_WHAT TO WORK ON_
Which lines in the records below contain the word "TypeScript"? Copy each one out.

_RECORDED INFORMATION_
● ● ● ●

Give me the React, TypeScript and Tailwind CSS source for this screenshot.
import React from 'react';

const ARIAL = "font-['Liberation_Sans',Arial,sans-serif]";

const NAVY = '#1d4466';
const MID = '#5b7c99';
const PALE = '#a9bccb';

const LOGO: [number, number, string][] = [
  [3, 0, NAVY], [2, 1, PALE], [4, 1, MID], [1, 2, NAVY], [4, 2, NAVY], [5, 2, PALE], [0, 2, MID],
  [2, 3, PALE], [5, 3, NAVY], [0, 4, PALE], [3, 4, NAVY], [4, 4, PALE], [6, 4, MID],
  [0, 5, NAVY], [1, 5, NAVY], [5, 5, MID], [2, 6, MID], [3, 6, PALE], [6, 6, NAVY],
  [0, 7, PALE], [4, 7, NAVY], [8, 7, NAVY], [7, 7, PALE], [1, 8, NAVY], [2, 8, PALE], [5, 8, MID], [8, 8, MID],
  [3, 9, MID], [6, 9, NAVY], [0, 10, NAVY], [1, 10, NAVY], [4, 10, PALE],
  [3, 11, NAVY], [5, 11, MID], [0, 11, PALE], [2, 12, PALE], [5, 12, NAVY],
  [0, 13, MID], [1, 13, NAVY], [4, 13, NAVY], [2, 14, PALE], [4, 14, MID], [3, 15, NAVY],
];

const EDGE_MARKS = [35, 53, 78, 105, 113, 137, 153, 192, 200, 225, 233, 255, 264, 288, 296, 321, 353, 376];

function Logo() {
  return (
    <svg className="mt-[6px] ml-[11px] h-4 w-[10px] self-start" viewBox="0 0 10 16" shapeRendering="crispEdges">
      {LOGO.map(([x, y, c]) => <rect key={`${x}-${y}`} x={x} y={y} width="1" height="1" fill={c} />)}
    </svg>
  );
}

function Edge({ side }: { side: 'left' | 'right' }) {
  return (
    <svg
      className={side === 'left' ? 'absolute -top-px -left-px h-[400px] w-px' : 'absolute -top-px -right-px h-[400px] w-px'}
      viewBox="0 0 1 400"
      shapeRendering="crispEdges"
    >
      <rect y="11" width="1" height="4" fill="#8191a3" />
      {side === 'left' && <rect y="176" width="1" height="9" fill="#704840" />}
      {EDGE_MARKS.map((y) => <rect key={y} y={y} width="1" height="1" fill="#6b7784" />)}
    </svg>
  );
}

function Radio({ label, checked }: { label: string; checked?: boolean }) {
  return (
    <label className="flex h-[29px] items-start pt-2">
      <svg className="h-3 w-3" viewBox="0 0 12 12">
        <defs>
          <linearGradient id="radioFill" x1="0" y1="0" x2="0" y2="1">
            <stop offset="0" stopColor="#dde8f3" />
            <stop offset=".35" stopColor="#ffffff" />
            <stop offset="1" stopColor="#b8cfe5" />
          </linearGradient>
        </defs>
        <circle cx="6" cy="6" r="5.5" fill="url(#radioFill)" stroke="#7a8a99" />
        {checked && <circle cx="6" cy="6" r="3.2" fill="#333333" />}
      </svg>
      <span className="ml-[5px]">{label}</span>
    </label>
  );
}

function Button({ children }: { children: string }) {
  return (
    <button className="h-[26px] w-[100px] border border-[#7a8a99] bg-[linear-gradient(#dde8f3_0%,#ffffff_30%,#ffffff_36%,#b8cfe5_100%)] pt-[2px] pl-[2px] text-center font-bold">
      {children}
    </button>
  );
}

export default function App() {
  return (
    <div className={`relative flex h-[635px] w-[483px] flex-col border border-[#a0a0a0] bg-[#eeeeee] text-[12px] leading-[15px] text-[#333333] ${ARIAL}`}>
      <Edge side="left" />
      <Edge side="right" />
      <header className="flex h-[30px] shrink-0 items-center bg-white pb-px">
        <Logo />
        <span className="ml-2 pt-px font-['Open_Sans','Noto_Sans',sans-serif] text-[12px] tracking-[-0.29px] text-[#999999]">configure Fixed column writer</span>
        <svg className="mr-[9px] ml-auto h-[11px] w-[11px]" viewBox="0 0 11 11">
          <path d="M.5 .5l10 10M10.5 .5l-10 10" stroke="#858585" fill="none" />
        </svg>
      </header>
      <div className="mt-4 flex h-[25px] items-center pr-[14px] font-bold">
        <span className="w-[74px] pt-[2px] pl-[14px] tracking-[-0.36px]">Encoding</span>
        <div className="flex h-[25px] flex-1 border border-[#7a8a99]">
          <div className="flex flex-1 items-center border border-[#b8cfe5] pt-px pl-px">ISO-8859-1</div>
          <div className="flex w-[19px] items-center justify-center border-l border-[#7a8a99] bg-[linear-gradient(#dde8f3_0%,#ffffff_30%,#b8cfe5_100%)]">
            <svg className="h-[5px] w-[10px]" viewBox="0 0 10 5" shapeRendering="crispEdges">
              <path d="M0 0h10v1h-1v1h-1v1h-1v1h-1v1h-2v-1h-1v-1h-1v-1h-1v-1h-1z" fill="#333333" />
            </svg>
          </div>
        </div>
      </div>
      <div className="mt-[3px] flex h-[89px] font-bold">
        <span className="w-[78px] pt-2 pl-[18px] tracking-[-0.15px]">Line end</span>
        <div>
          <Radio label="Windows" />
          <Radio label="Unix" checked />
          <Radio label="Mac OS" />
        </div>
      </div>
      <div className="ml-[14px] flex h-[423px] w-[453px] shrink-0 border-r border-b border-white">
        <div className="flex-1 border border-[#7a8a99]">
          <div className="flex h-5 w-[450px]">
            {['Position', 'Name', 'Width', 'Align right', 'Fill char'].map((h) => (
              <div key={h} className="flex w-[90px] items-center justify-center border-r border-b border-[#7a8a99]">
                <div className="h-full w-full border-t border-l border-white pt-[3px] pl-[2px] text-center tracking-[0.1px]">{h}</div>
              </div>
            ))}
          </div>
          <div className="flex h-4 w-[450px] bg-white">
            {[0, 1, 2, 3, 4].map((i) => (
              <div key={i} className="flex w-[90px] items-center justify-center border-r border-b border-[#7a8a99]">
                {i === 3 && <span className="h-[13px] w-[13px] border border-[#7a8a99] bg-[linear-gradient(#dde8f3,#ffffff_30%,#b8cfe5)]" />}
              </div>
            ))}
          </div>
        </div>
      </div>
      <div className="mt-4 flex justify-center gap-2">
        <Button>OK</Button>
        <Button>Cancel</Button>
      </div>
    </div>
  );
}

● ● ● ●

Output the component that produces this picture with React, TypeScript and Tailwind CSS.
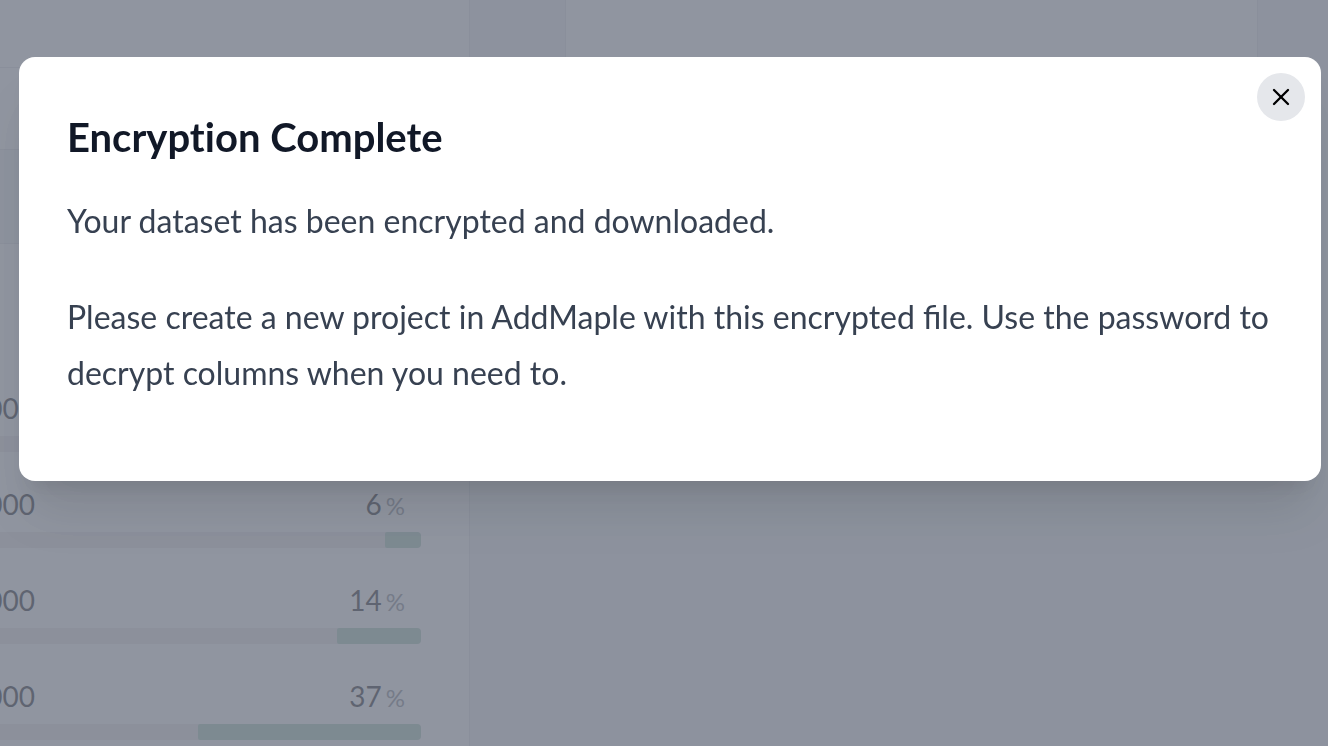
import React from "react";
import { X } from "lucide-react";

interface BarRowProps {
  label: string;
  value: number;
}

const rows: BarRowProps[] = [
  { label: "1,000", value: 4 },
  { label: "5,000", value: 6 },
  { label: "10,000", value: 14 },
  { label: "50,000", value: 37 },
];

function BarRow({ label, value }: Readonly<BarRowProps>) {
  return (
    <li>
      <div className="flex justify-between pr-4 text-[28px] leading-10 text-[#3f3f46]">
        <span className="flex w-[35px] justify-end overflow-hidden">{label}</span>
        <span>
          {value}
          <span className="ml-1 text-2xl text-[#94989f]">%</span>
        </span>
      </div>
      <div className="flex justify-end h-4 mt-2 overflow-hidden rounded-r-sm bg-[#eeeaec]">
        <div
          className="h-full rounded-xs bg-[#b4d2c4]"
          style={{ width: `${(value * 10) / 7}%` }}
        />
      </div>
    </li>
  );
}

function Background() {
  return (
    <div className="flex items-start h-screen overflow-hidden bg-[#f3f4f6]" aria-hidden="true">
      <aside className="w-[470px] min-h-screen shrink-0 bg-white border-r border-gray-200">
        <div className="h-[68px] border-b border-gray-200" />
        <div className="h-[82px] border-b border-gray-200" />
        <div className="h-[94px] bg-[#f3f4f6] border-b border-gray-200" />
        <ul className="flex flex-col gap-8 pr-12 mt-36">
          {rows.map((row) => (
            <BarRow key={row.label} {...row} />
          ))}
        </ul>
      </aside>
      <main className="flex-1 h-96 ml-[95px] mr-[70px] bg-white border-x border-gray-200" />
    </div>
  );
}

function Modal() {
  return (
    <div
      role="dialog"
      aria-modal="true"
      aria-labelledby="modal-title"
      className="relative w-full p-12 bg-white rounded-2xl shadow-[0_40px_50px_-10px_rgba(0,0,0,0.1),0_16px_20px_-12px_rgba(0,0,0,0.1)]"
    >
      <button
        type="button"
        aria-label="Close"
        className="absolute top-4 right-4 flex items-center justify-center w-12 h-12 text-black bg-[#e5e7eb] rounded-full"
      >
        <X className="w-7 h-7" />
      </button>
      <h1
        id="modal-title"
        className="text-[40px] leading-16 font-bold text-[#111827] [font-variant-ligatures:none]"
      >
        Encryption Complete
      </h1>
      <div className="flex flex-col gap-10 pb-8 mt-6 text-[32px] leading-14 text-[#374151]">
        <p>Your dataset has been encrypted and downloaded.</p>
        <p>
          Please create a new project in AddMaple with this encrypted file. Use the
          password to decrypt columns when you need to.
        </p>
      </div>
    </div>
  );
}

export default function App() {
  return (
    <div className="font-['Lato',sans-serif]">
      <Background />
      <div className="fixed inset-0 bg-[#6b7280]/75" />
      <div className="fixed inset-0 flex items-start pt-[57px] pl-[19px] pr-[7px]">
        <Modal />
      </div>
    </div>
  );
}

● ● ● ●

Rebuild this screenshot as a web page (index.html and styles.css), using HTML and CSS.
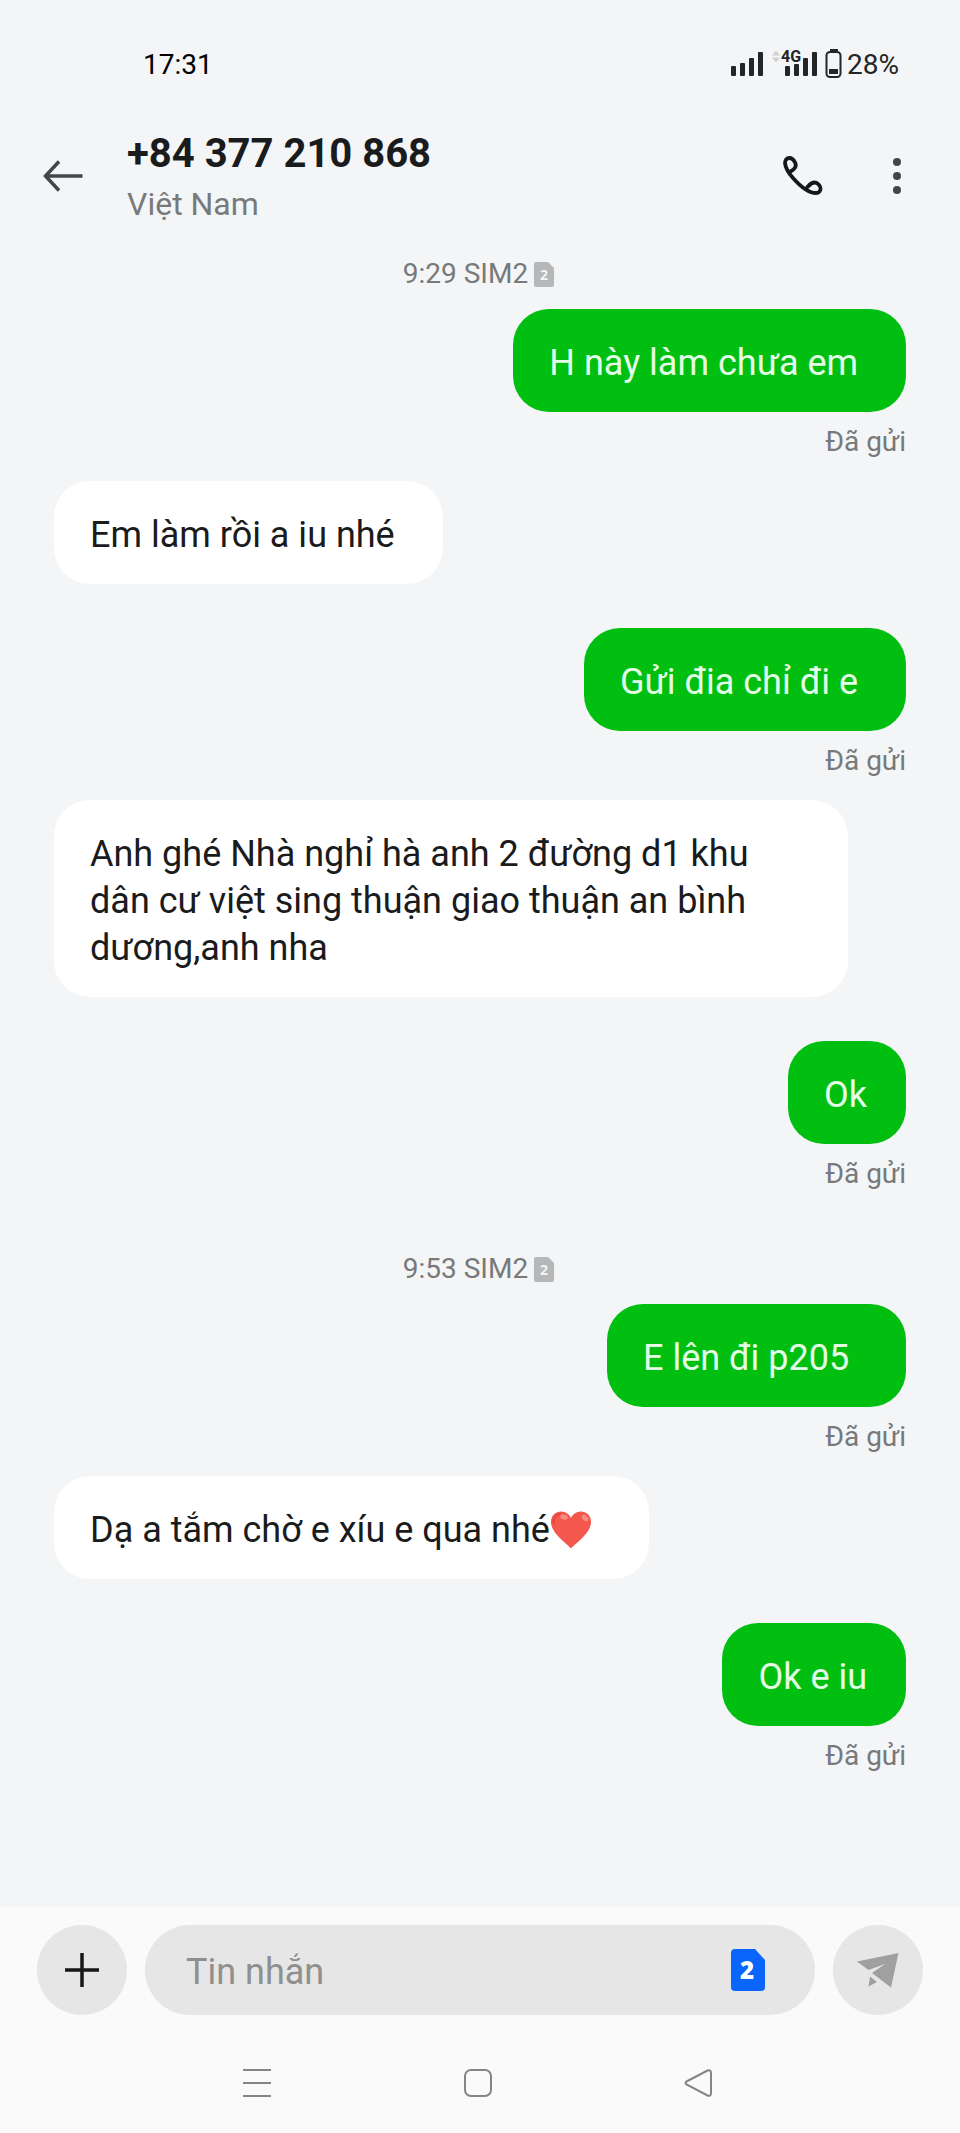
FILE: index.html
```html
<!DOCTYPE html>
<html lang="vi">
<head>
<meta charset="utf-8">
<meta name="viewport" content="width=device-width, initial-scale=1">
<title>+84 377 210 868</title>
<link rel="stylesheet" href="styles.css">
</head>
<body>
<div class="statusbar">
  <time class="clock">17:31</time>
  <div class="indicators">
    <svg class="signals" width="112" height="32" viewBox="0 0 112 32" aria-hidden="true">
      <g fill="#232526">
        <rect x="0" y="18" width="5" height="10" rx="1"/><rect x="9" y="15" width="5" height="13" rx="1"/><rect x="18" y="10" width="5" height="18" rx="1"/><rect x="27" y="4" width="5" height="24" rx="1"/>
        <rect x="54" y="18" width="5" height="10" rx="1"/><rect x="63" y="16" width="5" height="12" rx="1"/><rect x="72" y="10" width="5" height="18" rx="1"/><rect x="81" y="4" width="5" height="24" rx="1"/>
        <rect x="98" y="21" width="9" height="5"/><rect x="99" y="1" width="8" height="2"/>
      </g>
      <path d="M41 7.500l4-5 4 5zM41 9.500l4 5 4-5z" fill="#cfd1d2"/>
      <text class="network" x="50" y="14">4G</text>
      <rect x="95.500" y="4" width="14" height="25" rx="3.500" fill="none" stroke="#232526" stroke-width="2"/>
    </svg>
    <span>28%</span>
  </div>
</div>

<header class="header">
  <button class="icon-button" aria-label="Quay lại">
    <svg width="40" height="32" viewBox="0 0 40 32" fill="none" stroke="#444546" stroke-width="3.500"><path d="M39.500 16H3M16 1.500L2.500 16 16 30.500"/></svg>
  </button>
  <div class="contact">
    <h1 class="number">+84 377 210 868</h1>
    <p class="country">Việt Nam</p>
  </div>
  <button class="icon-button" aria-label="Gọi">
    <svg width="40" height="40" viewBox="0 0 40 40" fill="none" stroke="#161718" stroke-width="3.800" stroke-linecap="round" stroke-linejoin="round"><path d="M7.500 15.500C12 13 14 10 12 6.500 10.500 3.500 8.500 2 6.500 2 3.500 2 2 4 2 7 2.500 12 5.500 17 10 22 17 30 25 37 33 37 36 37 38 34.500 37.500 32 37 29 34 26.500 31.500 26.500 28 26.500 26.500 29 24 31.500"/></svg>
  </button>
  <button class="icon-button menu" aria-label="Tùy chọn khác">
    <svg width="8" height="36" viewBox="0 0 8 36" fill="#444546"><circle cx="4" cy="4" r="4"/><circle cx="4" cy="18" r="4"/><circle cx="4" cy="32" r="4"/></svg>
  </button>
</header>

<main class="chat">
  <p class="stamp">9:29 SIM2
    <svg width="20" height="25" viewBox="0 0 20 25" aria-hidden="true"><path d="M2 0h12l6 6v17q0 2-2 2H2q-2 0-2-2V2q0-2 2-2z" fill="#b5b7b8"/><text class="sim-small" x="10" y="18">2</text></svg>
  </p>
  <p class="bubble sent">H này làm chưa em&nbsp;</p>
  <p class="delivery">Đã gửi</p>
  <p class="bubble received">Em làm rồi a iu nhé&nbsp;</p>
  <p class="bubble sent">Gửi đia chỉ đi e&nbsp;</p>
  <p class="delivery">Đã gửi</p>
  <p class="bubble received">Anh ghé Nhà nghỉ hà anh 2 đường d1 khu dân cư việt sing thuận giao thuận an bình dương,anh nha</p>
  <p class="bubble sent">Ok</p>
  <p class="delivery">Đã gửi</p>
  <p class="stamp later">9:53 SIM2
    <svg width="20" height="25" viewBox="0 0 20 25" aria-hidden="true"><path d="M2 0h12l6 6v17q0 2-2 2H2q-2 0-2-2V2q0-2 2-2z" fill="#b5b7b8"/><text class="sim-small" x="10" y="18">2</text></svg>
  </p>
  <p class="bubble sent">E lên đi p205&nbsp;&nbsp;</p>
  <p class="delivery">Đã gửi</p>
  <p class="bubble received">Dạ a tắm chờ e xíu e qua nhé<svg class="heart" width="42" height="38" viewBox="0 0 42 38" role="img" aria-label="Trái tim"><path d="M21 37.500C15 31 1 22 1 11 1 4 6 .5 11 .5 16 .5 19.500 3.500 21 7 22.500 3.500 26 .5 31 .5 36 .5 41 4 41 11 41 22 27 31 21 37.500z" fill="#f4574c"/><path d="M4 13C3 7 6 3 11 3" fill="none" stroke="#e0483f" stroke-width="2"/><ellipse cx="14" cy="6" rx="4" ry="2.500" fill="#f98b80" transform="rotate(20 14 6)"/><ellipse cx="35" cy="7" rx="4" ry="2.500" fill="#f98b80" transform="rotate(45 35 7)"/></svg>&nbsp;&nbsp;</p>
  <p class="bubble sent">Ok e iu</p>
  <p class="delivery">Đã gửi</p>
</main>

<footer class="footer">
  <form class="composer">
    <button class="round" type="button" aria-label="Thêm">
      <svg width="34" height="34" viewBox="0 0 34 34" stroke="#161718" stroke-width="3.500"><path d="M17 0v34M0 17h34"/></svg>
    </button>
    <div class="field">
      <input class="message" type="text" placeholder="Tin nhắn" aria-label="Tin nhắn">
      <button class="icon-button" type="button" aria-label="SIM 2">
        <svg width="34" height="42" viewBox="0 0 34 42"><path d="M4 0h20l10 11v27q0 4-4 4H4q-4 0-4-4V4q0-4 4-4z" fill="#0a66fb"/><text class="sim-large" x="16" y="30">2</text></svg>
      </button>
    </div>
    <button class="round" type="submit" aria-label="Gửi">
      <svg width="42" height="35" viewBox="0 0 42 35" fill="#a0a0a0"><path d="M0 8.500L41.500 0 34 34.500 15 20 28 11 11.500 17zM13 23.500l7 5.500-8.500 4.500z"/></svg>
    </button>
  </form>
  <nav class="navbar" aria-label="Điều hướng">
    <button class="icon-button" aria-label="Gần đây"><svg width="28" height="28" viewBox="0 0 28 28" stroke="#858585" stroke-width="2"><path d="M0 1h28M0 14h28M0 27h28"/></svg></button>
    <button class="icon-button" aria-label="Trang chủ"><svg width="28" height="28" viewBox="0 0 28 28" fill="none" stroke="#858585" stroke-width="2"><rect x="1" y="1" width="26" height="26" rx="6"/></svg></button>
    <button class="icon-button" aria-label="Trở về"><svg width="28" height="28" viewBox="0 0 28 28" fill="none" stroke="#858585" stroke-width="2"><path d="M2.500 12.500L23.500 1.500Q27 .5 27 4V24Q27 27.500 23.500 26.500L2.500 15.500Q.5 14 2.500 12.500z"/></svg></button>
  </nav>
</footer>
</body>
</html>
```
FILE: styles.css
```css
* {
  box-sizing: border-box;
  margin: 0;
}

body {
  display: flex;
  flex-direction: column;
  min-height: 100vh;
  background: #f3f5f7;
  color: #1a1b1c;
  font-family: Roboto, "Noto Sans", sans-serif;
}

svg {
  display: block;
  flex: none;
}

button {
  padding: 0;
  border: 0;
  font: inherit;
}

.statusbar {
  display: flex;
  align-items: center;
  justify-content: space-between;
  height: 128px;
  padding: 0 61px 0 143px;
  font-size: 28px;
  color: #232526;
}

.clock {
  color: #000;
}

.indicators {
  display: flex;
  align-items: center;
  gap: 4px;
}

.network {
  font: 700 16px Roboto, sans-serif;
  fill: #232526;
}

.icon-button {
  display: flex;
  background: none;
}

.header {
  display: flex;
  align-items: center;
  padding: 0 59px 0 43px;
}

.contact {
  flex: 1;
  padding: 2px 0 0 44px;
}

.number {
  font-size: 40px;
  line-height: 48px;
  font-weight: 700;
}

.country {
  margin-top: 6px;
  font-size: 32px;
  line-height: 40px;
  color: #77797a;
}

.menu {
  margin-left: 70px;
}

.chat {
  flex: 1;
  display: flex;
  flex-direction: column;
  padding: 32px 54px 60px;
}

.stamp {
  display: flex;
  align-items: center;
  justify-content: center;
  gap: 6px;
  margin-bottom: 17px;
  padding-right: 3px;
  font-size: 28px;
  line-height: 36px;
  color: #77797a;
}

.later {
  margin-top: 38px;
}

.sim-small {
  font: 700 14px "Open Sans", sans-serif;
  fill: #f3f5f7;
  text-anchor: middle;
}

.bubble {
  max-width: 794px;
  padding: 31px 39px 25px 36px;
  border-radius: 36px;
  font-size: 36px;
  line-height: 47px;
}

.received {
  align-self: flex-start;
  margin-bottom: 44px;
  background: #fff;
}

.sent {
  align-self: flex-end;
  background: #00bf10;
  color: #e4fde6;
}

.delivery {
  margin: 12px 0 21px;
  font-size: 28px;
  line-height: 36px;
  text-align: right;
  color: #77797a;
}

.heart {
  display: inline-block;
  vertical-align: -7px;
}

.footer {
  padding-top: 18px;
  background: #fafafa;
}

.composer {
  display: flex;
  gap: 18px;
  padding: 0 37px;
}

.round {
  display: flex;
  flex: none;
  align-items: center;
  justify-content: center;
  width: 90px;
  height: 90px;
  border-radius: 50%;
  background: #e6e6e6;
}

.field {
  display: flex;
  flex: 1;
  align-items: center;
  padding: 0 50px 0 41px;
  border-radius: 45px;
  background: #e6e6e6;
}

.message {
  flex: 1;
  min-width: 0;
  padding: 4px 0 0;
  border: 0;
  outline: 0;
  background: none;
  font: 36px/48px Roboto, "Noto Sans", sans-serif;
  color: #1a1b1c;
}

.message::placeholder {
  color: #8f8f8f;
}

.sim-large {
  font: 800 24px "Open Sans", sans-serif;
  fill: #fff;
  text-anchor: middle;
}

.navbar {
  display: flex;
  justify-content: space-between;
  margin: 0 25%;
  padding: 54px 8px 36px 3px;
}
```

● ● ● ●

_RESPONSE_
Give me the React, TypeScript and Tailwind CSS source for this screenshot.
Output the component that produces this picture with React, TypeScript and Tailwind CSS.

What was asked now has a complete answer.